CIUDAD JUAREZ, Mexico (Reuters) - More women are working and dying for powerful drug cartels in Mexico’s most violent city as high unemployment along the U.S. border sucks desperate families into the lethal trade.
Once almost unheard of in the macho world of drug trafficking, a record 179 women have been killed by rival hitmen so far this year in Ciudad Juarez, the notorious city across from El Paso, Texas, as teenage girls and even mothers with small children sign up with the cartels, authorities say.
“They killed them, they killed them!” residents of one poor area of Ciudad Juarez shouted in June after two 15-year-old girls were shot down in a murder police blamed on drug gangs.
In August, three teenage girls were shot dead at a drug-fueled party that neighbors said lasted three days.
The involvement of women in Mexico’s drug underworld underscores the challenges facing President Felipe Calderon as he struggles to reverse escalating violence and bolster an economy that cannot provide legal work for the poor.
Over 28,000 people have died in drug violence since Calderon launched his campaign against cartels in late 2006, and the bloodshed shows no sign of slowing.
In Ciudad Juarez, which became famous in the 1990s for the unsolved murders of hundreds of women, many of them factory workers, some 6,400 people have died in the last 2-1/2 years.
Calderon faces a formidable task in turning around the border city, the home to factories producing goods exported to U.S. consumers. It was once a party town for U.S. tourists but has become an eerie no-man’s land gripped by gruesome attacks.
Violence is taking on a different tone there as women suspected of working for drug gangs are shot by rivals on busy streets, often in front of their children, a deviation from cartels’ traditional honor codes barring attacks on women.
“Ninety percent of female homicides in Ciudad Juarez are linked to organized crime,” said Patricia Gonzalez, attorney general for Chihuahua state that includes the border city. “The women are probably involved.”.
Women are attractive employees for drug traffickers because they are less likely to be searched in drug raids in Mexico.
One woman who smuggled cocaine into the United States for a drug gang told Reuters she has seen girls befriend hitmen, become their lovers and eventually begin working as smugglers. Many are drawn to the status and excitement of the drug trade.

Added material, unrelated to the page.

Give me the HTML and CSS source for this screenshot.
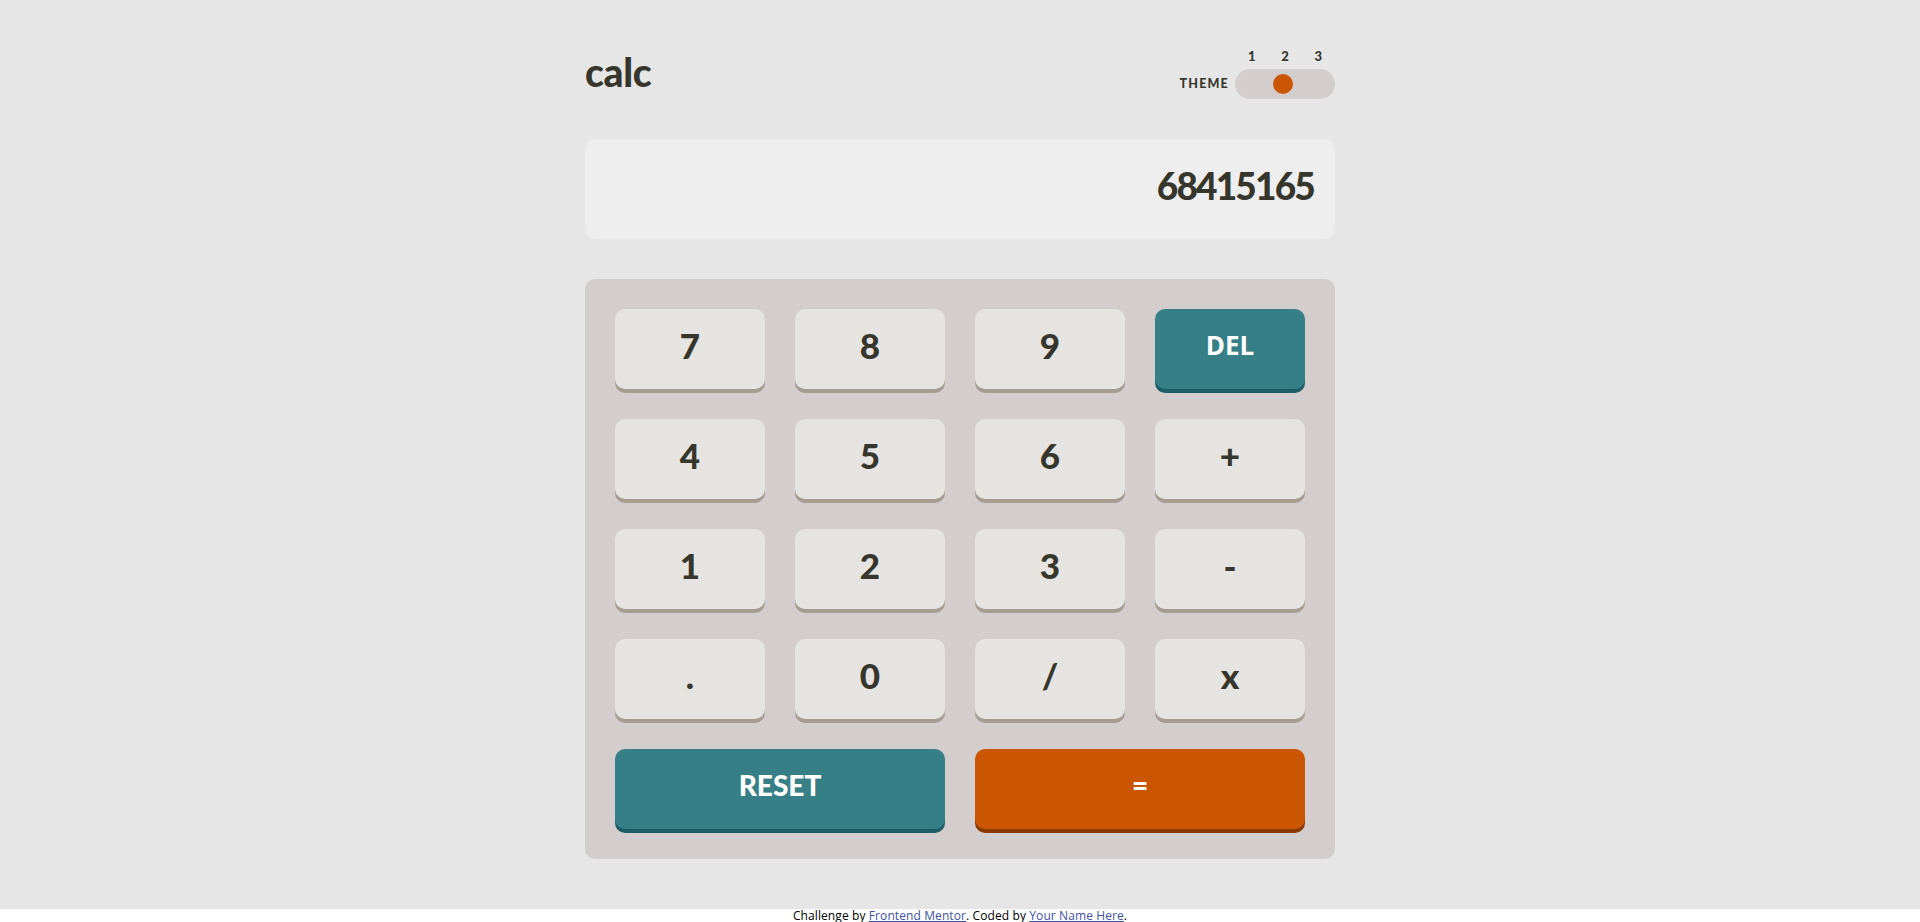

“When the boyfriends are going to kill someone, they invite the girls along as if if they were going on a trip to the mall or the cinema. It becomes totally normal to work for the cartels,” said the woman, who declined to be named.
Mexico’s most famous female smuggler, Sandra Avila, dubbed the “Queen of the Pacific”, made headlines for her jewels and luxury cars when she was arrested in late 2007.
But many of the women working for drug gangs in Ciudad Juarez are poor. Some have been laid off from factory jobs as Mexico struggles out of its worst recession since 1932. Most are eager just to earn enough to educate their children.
Reliant on cross-border trade, Ciudad Juarez has been stung by the recession more than some other parts of Mexico. Some 75,000 manufacturing jobs were lost, and so far only have come back. Drug violence has made things worse, shuttering hundreds of bars and restaurants.
“The economy has been a major factor in why these women are selling drugs and participating with organized crime,” said Imelda Marrufo, a women’s activist in Ciudad Juarez.
Some women, particularly teenagers, join cartels after dropping out of notoriously underfunded schools. They meet boys at nightclubs who are already selling drugs. Some are forced into the business by family members working for cartels.
The job descriptions vary: attractive, well-dressed women sometimes smuggle drugs up to and across the U.S. border. Others sell drugs in bars in Ciudad Juarez bars or coordinate teams of hitmen, social workers and police said.
One woman known as “La Dona” (“The Lady”), who was killed last month in northern Chihuahua state, was a trafficker for Mexico’s top smuggler, Joaquin “Shorty” Guzman, who leads the Sinaloa cartel in western Mexico, police said.
Despite media reports to the contrary, police say that women generally do not work in hit squads that assassinate rivals or police. Instead, they supervise men who do.
“They tell them who to kill and when,” said Aide Arellano, a social worker for Ciudad Juarez’s police force. “They travel with their children so as not to look suspicious.”
Yet the glamour of cartel work is fading as gangs begin to go after female drug workers without regard to their gender.
“They are killing women just like they kill the men, shooting them. These murders aren’t being investigated and it exacerbates the impunity,” Marrufo said.